Aye, work is a pain. Don't get me wrong...I love my job, and enjoy every second of being a librarian. I just think I'd be happier working alone, to be honest, so I could be a librarian and enjoy my time with the public without stress. :)
Interestingly I've just noticed there's a job going down in Kent in Maidstone Library, that's awfully tempting. I was born in Maidstone, and would love to move back. Trouble is the job is only a 12-month contract, and I think it'd be silly of me really to exchange a permanent contract for it...even if I'd love it. Ah well, shall keep looking. :p
 
Morning all. :) Hope all is well with everyone.

Day 2, and feeling good. Went to bed last night with an odd feeling...and realised that feeling was hunger, which was a strange things to be pleased about really. Was odd as I'd used all bar 1 of my points, but suspect that's mainly my body complaining at going down to what is now 60pp a day from the about 500 I must have been having every day over Xmas. :eek:

Trying to decide if I should treat myself next week to a cinema visit. I'm quite a big fan of Les Mis, and with the film coming out I do very much want to see it. Looked at the prices, though, and I'm a bit reluctant to be paying as much for a cinema visit as I would to buy the DVD when it comes out. But it's Les Mis, and I think it's the one film I'll enjoy most this year. Shall see, I suppose.
 
Today's drama: early last year I gave online dating a try, and started talking to this one girl. We got on really well, and arranged to meet. Great, until out of the blue she announces she's spent a lot of time online going through all the sites I post on and how I shouldn't be doing this and shouldn't be doing that. Ok fine, but isn't this just a touch creepy?

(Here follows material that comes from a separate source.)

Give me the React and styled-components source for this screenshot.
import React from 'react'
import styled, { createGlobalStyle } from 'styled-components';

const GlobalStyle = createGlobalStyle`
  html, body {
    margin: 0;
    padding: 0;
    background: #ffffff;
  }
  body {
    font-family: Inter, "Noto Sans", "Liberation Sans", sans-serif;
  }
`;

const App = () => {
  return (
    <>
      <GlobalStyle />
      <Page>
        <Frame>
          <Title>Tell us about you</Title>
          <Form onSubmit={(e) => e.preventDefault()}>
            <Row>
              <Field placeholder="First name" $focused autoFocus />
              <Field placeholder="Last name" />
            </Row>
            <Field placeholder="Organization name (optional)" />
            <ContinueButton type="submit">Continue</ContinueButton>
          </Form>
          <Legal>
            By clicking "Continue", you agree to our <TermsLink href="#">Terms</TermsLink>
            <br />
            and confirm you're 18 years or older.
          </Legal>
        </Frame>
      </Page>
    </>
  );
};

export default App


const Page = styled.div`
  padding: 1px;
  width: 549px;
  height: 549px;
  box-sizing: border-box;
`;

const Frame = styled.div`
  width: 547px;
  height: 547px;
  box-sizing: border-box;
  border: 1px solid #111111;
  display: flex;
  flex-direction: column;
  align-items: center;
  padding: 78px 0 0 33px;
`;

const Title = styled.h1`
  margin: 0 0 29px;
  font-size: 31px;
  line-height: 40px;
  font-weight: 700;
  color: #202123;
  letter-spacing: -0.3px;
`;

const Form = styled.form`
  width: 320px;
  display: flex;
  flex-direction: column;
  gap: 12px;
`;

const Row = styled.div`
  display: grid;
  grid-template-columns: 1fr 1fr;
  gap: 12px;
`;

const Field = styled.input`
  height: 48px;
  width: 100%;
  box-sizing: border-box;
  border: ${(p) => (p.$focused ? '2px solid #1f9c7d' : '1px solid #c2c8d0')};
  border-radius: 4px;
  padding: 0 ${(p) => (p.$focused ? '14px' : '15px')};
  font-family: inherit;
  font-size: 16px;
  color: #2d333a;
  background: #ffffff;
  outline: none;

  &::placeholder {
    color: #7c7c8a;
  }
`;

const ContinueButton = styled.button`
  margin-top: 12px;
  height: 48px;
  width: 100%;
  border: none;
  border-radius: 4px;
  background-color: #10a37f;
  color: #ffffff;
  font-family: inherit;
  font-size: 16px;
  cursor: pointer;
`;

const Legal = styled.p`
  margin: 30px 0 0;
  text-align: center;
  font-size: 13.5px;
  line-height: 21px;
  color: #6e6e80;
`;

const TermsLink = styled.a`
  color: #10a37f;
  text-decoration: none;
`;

Following day I ended up with 27 texts in my first half hour at work from her, basically *****ing at me for not replying to the first text...which I hadn't even had chance to read, given it was a busy day at work that day. Ended up with me feeling like I was being stalked by someone I'd yet to meet, and so I basically told her as politely as I could that I wanted her to leave me alone & that it wasn't going to work out.
Today she contacts me, wanting to chat and start over fresh. Don't get why after 7 months she thinks I'll have a different view of things, as I still find her behaviour very disturbing. Very strange person.
 
Oh, I certainly intend to steer well and truly clear. Been hurt in the past, and am not going down that route again! Bit of a private joke, but I do seem to attract the nutters. :p

It'd be a bit unfair to get involved with anyone at present anyway, even if they were normal. :p I've a bit of a crush (albeit I deeply suspect unrequited) at present on someone who shall remain nameless, and I'm trying to get that sorted in my head before I consider looking for a relationship. :eek: As long as I have this person's friendship, then I'm happy really...worth more to me than anything in the world.

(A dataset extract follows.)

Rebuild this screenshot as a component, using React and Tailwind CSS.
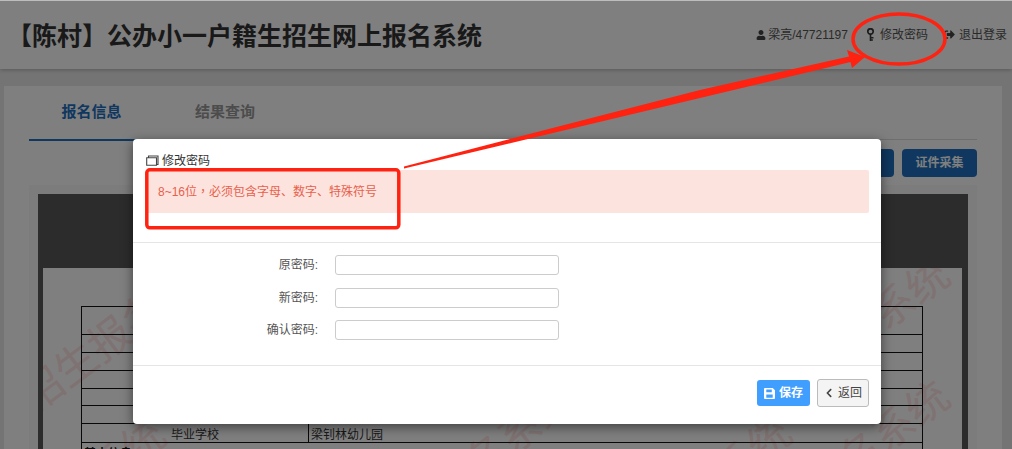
import React from "react";
import { FaUser, FaChevronLeft, FaSignOutAlt } from "react-icons/fa";

const FONT = "font-['Liberation_Sans','Noto_Sans_CJK_SC',sans-serif]";

const KeyIcon = () => (
  <svg width="10" height="13" viewBox="0 0 10 13" className="text-[#3a3a3a]">
    <circle cx="4.5" cy="3.5" r="2.7" fill="none" stroke="currentColor" strokeWidth="1.7" />
    <path d="M4.5 6v7M4.5 9.7h3M4.5 12h2.4" fill="none" stroke="currentColor" strokeWidth="1.6" />
  </svg>
);

const WindowIcon = () => (
  <svg width="13" height="11" viewBox="0 0 13 11" className="text-[#444]">
    <path d="M2.5 2.5V1h9.5v8.5h-1.5M.7 2.7h9.8v7.6H.7z" fill="none" stroke="currentColor" strokeWidth="1.1" />
  </svg>
);

const SaveIcon = () => (
  <svg width="11" height="11" viewBox="0 0 12 12">
    <path
      fillRule="evenodd"
      fill="currentColor"
      d="M1 0h8.5L12 2.5V11a1 1 0 0 1-1 1H1a1 1 0 0 1-1-1V1a1 1 0 0 1 1-1zM2.5 1.5v3h6v-3zM2.5 7v3.5h7V7z"
    />
  </svg>
);

const Watermark = ({ className }) => (
  <div className={`absolute whitespace-nowrap w-[252px] h-[60px] leading-[60px] text-[42px] text-[#ffe4e4] -rotate-[37deg] ${className}`}>
    招生报名系统
  </div>
);

const PasswordRow = ({ label, className = "" }) => (
  <div className={`flex items-center h-[20px] ${className}`}>
    <label className="w-[185px] text-right text-[12px] text-[#555]">{label}:</label>
    <input className="ml-[17px] w-[224px] h-[20px] bg-white border border-[#ccc] rounded-[3px]" />
  </div>
);

const ROWS = [28, 18, 18, 18, 17, 18];

export default function App() {
  return (
    <div className={`relative h-[449px] w-[1012px] overflow-hidden bg-[#e9e9e9] ${FONT}`}>
      {/* page behind the dialog */}
      <header className="flex items-center justify-between h-[69px] bg-white shadow-[0_1px_4px_rgba(0,0,0,0.25)] pl-[7px] pr-[5px]">
        <h1 className="text-[25px] leading-none font-bold text-[#333] mt-[3px]">
          【陈村】公办小一户籍生招生网上报名系统
        </h1>
        <div className="flex items-center text-[12px] text-[#555]">
          <FaUser className="text-[10px] text-[#444] mr-[2px]" />
          <span>梁亮/47721197</span>
          <span className="ml-[18px] mr-[4px]"><KeyIcon /></span>
          <span>修改密码</span>
          <FaSignOutAlt className="ml-[16px] mr-[4px] text-[11px] text-[#444]" />
          <span>退出登录</span>
        </div>
      </header>

      <main className="mt-[17px] ml-[4px] mr-[10px] h-[400px] bg-white px-[25px]">
        <div className="flex h-[54px] border-b border-[#ddd]">
          <div className="w-[125px] h-[55px] flex items-center justify-center border-b-2 border-[#1e6fbf] text-[15px] font-bold text-[#1e6fbf]">
            报名信息
          </div>
          <div className="w-[142px] h-[53px] flex items-center justify-center text-[15px] font-bold text-[#999]">
            结果查询
          </div>
        </div>
        <div className="flex justify-end gap-[8px] mt-[9px] h-[28px]">
          <div className="w-[75px] rounded-[4px] bg-[#1e6fbf]" />
          <div className="w-[75px] rounded-[4px] bg-[#1e6fbf] flex items-center justify-center text-[12px] font-bold text-white">
            证件采集
          </div>
        </div>
        <div className="mt-[8px] h-[300px] bg-[#f8f8f8] px-[9px] pt-[9px] overflow-hidden">
          <div className="h-[300px] bg-[#58595b] pl-[5px] pr-[6px] pt-[74px]">
            <div className="relative h-[240px] bg-white pl-[38px] pt-[38px] overflow-hidden">
              <Watermark className="left-[-42px] top-[29px]" />
              <Watermark className="left-[675px] top-[47px]" />
              <Watermark className="left-[675px] top-[169px]" />
              <Watermark className="left-[-109px] top-[207px]" />
              <Watermark className="left-[517px] top-[205px]" />
              <Watermark className="left-[301px] top-[172px]" />
              <table className="relative w-[842px] border-collapse border border-[#111] text-[12px] leading-[14px] text-[#333]">
                <tbody>
                  {ROWS.map((h, i) => (
                    <tr key={i} style={{ height: h }} className="border-b border-[#111]">
                      <td colSpan={2} />
                    </tr>
                  ))}
                  <tr className="h-[18px] border-b border-[#111]">
                    <td className="w-[227px] p-0 pt-[4px] text-center border-r border-[#111]">毕业学校</td>
                    <td className="p-0 pt-[4px] pl-[2px]">梁钊林幼儿园</td>
                  </tr>
                  <tr className="h-[18px]">
                    <td colSpan={2} className="p-0 pt-[4px] pl-[2px] font-bold text-[#111]">基本信息</td>
                  </tr>
                </tbody>
              </table>
            </div>
          </div>
        </div>
      </main>

      <div className="absolute inset-x-0 top-0 h-[1px] bg-[#bdbdbd] z-20" />

      {/* dim layer */}
      <div className="absolute inset-0 bg-black/50" />

      {/* dialog */}
      <div className="absolute left-[133px] top-[139px] w-[748px] h-[285px] bg-white rounded-[4px] shadow-[0_3px_12px_rgba(0,0,0,0.5)] flex flex-col">
        <div className="h-[104px] border-b border-[#e5e5e5] pl-[13px] pr-[12px] pt-[14px]">
          <div className="flex items-center gap-[3px] h-[15px] text-[12px] text-[#333]">
            <WindowIcon />
            <span>修改密码</span>
          </div>
          <div className="mt-[2px] h-[43px] bg-[#fde3de] rounded-[2px] flex items-center pl-[12px] text-[12px] text-[#e8604c]">
            <span>
              8~16位<span className="font-['Noto_Sans_CJK_TC',sans-serif]">，</span>必须包含字母、数字、特殊符号
            </span>
          </div>
        </div>
        <div className="h-[123px] border-b border-[#e5e5e5] pt-[12px] flex flex-col gap-[13px]">
          <PasswordRow label="原密码" />
          <PasswordRow label="新密码" />
          <PasswordRow label="确认密码" className="-mt-[1px]" />
        </div>
        <div className="flex items-center justify-end gap-[7px] pr-[12px] pb-[4px] flex-1">
          <button className="flex items-center justify-center gap-[4px] w-[53px] h-[26px] rounded-[3px] bg-[#409eff] text-[12px] font-bold text-white">
            <SaveIcon />
            保存
          </button>
          <button className="flex items-center justify-center gap-[4px] w-[52px] h-[28px] rounded-[3px] border border-[#bbb] bg-[#f4f4f4] text-[12px] text-[#444]">
            <FaChevronLeft className="text-[10px]" />
            返回
          </button>
        </div>
      </div>

      {/* red annotations drawn on the screenshot */}
      <svg className="absolute inset-0" width="1012" height="449" viewBox="0 0 1012 449">
        <rect x="146.8" y="169.8" width="252" height="58" rx="3" fill="none" stroke="#ff2211" strokeWidth="3.5" />
        <ellipse cx="899" cy="39" rx="46" ry="25" fill="none" stroke="#ff2211" strokeWidth="3.5" />
        <path d="M404 166.5L700 90L849 56.5L847 50L865 57L852 68L850.5 62L700 98L404 168.5Z" fill="#ff2211" />
      </svg>
    </div>
  );
}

But yes, diet is going well in day 3. Yay! Opened a box of falafels I've had in the freezer since the time of the dinosaurs, and put a few of those in a square wrap with some cheese. Very very nom! They were Tesco's falafel balls in their frozen meat free range, and were 2pp I think it was for 3 balls.
 
Head up, hon. I have been married for 8 yeras to someone I was just really good friends with for 15years bfore we even had a snog lol....hang on in there you just never know;)
 
Oh dear she does sound like a nutter lol hope she backs off!
I like falafels :0) in a pitta bread with salad and have some encona chilli sauce mixed with ketchup in it mmmm
 
Really hope everything works out well. I am, to be totally honest, very apprehensive and a little sad even trying to work out my feelings, and I'll probably be feeling a bit off until we next talk...which I'm really hoping is today. I'm not great at these things, and I suppose I really just need to reaffirm that everything is ok there. Ah well...me and my lack of self-confidence.

That sounds delicious with chilli sauce. Nomnom! Always tend to have mine the same way...in a wrap, with cheese & ketchup. Today is a nice food day...a sort of eggs benedict for lunch (which is basically two crumpets with poached eggs & cheese), and chicken stew for dinner. Looking forward to that. :)

My resolutions didn't last very long though. Relaxing with a gin & tonic this afternoon, so didn't quite manage to last until Easter without alcohol as I'd planned. Ah well, we all have our vices and a drink is mine.
 
Hi, just popping in to subscribe..

Have read your diary for beginning to end - I found it really interesting seeing a male take on WW - have me a bit of variety!!!

Your doing fab!! Xx
 
Afternoon, and welcome. The more the merrier. :)

Had a bit of a mixed day emotionally. Felt really depressed when I woke up, but now I've caught up with an old friend and feel much better. Still a lot on my mind and I'm a bit apprehensive about one or two things, but a lot of the stress I've felt has lifted a bit and it feels like I can cope with it all now...and if I can just sort one thing out later, then I'll be back to my usual self.

Foodwise it's chicken stew again tonight, and lunch was really a late breakfast as I was working lunchtime...so had a quick haslet sandwich made with the Warburton's sandwich thins. I've also had another gin. Bit concerned that I'm drinking during the week (and that my new year's resolution went down the loo pretty quickly), but I enjoy it...and I think the best thing I can do for myself is to be true to who I am, 'cause I think trying to turn myself into something I'm not would just lead me to falling off the wagon pretty quickly. So for me that means sticking to WW, having a drink when I've a few points to spare & I don't have to drive, and focusing on my future. That immediate future being a slimmer me, and the long term future being the slimmer me with the career I want.